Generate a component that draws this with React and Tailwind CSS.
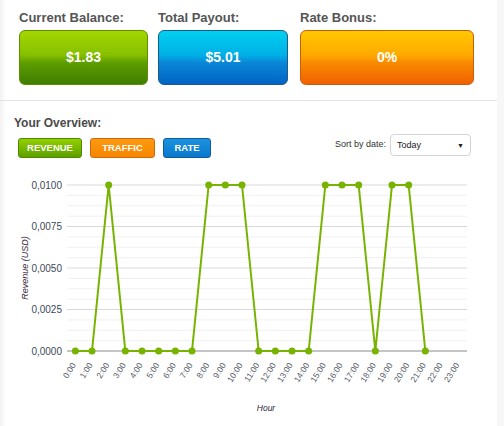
import React from "react";

const data = [0, 0, 0.01, 0, 0, 0, 0, 0, 0.01, 0.01, 0.01, 0, 0, 0, 0, 0.01, 0.01, 0.01, 0, 0.01, 0.01, 0];

function Chart() {
  const x0 = 67;
  const x1 = 467;
  const step = (x1 - x0) / 24;
  const yTop = 185;
  const yBot = 351;
  const tx = (i) => x0 + step * (i + 0.5);
  const ty = (v) => yBot - (v / 0.01) * (yBot - yTop);
  const major = [0, 1, 2, 3, 4].map((k) => yTop + k * ((yBot - yTop) / 4));
  const minor = [];
  for (let k = 0; k < 4; k++) {
    for (let j = 1; j < 4; j++) minor.push(yTop + k * ((yBot - yTop) / 4) + j * ((yBot - yTop) / 16));
  }
  const labels = ["0,0100", "0,0075", "0,0050", "0,0025", "0,0000"];
  const pts = data.map((v, i) => `${tx(i)},${ty(v)}`).join(" ");
  return (
    <svg width="504" height="261" viewBox="0 165 504 261" className="block">
      {minor.map((y, i) => (
        <line key={"m" + i} x1={x0} x2={x1} y1={y} y2={y} stroke="#f0f0f0" strokeWidth="1" />
      ))}
      {major.map((y, i) => (
        <line key={"M" + i} x1={x0} x2={x1} y1={y} y2={y} stroke={i === 4 ? "#8a8a8a" : "#d9d9d9"} strokeWidth="1" />
      ))}
      {major.map((y, i) => (
        <text key={"l" + i} x="62" y={y + 3.5} textAnchor="end" fontSize="10" fill="#3d4a5a" fontFamily="Liberation Sans, Arial, sans-serif">
          {labels[i]}
        </text>
      ))}
      {Array.from({ length: 24 }).map((_, i) => (
        <text
          key={"x" + i}
          x={tx(i) + 1}
          y={365}
          textAnchor="end"
          fontSize="8.5"
          fill="#555a66"
          fontFamily="Liberation Sans, Arial, sans-serif"
          transform={`rotate(-58 ${tx(i) + 1} 365)`}
        >
          {i}:00
        </text>
      ))}
      <text
        x="28"
        y="268"
        textAnchor="middle"
        fontSize="9"
        fontStyle="italic"
        fill="#3a2a3a"
        fontFamily="Liberation Sans, Arial, sans-serif"
        transform="rotate(-90 28 268)"
      >
        Revenue (USD)
      </text>
      <text x="266" y="411" textAnchor="middle" fontSize="8.5" fontStyle="italic" fill="#2a2a3a" fontFamily="Liberation Sans, Arial, sans-serif">
        Hour
      </text>
      <polyline points={pts} fill="none" stroke="#77b300" strokeWidth="2" strokeLinejoin="round" />
      {data.map((v, i) => (
        <circle key={"c" + i} cx={tx(i)} cy={ty(v)} r="3.5" fill="#77b300" />
      ))}
    </svg>
  );
}

function StatBox({ label, value, w, cls }) {
  return (
    <div className="flex flex-col">
      <div className="text-[13px] leading-[15px] font-bold text-[#555]">{label}</div>
      <div
        className={`mt-[5px] h-[55px] rounded-[6px] border-[1.5px] flex items-center justify-center text-white font-bold text-[14px] ${cls}`}
        style={{ width: w }}
      >
        {value}
      </div>
    </div>
  );
}

export default function App() {
  return (
    <div
      className="w-[504px] h-[426px] overflow-hidden bg-white border-r-[7px] border-[#f7f7f7] bg-gradient-to-r from-[#f2f2f2] via-white to-white"
      style={{ fontFamily: "'Liberation Sans', Arial, sans-serif", backgroundSize: "12px 100%", backgroundRepeat: "no-repeat", backgroundColor: "#fff" }}
    >
      <div className="pt-[10px] pl-[19px] pb-[15px] flex gap-[10px] border-b border-[#e2e2e2]">
        <StatBox
          label="Current Balance:"
          value="$1.83"
          w={129}
          cls="border-[#5f8f00] bg-[linear-gradient(to_bottom,#a4d600_0%,#86c000_45%,#5e9d00_60%,#3e7e00_100%)]"
        />
        <StatBox
          label="Total Payout:"
          value="$5.01"
          w={130}
          cls="border-[#1b5b86] bg-[linear-gradient(to_bottom,#00d0f0_0%,#00b0e6_45%,#0a86d6_60%,#0064c6_100%)]"
        />
        <div className="ml-[2px]">
          <StatBox
            label="Rate Bonus:"
            value="0%"
            w={174}
            cls="border-[#c85e10] bg-[linear-gradient(to_bottom,#ffc800_0%,#ffaa00_45%,#f88a00_60%,#f06000_100%)]"
          />
        </div>
      </div>

      <div className="flex justify-between pl-[14px] pr-[26px] pt-[15px]">
        <div className="flex flex-col">
          <div className="text-[12px] leading-[14px] font-bold text-[#4a4a4a]">Your Overview:</div>
          <div className="mt-[8px] flex gap-[8px] pl-[4px]">
            <div className="w-[64px] h-[20px] rounded-[3px] border border-[#4d8a00] bg-[linear-gradient(to_bottom,#94d000,#5c9f00)] text-white font-bold text-[9.5px] flex items-center justify-center">
              REVENUE
            </div>
            <div className="w-[65px] h-[20px] rounded-[3px] border border-[#d4660a] bg-[linear-gradient(to_bottom,#ff9a10,#f58600)] text-white font-bold text-[9.5px] flex items-center justify-center">
              TRAFFIC
            </div>
            <div className="w-[48px] h-[20px] rounded-[3px] border border-[#0d5d9c] bg-[linear-gradient(to_bottom,#1c92e0,#0a78cc)] text-white font-bold text-[9.5px] flex items-center justify-center">
              RATE
            </div>
          </div>
        </div>
        <div className="self-end mb-[2px] flex items-center gap-[4px]">
          <span className="text-[9px] text-[#333]">Sort by date:</span>
          <div className="w-[81px] h-[22px] rounded-[4px] border border-[#d4d4d4] bg-white flex items-center justify-between pl-[6px] pr-[6px]">
            <span className="text-[9px] text-[#222] mt-[2px]">Today</span>
            <span className="text-[7px] text-[#222] leading-none">▼</span>
          </div>
        </div>
      </div>

      <div className="pt-[7px]">
        <Chart />
      </div>
    </div>
  );
}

-----

- WRITTEN REQUEST -
Quote, exactly and only, the lines from the first line of the data above through the line containing "0.01, 0.01, 0];". The pictures do not belong in it.

- RESPONSE BELOW -
Generate a component that draws this with React and Tailwind CSS.
import React from "react";

const data = [0, 0, 0.01, 0, 0, 0, 0, 0, 0.01, 0.01, 0.01, 0, 0, 0, 0, 0.01, 0.01, 0.01, 0, 0.01, 0.01, 0];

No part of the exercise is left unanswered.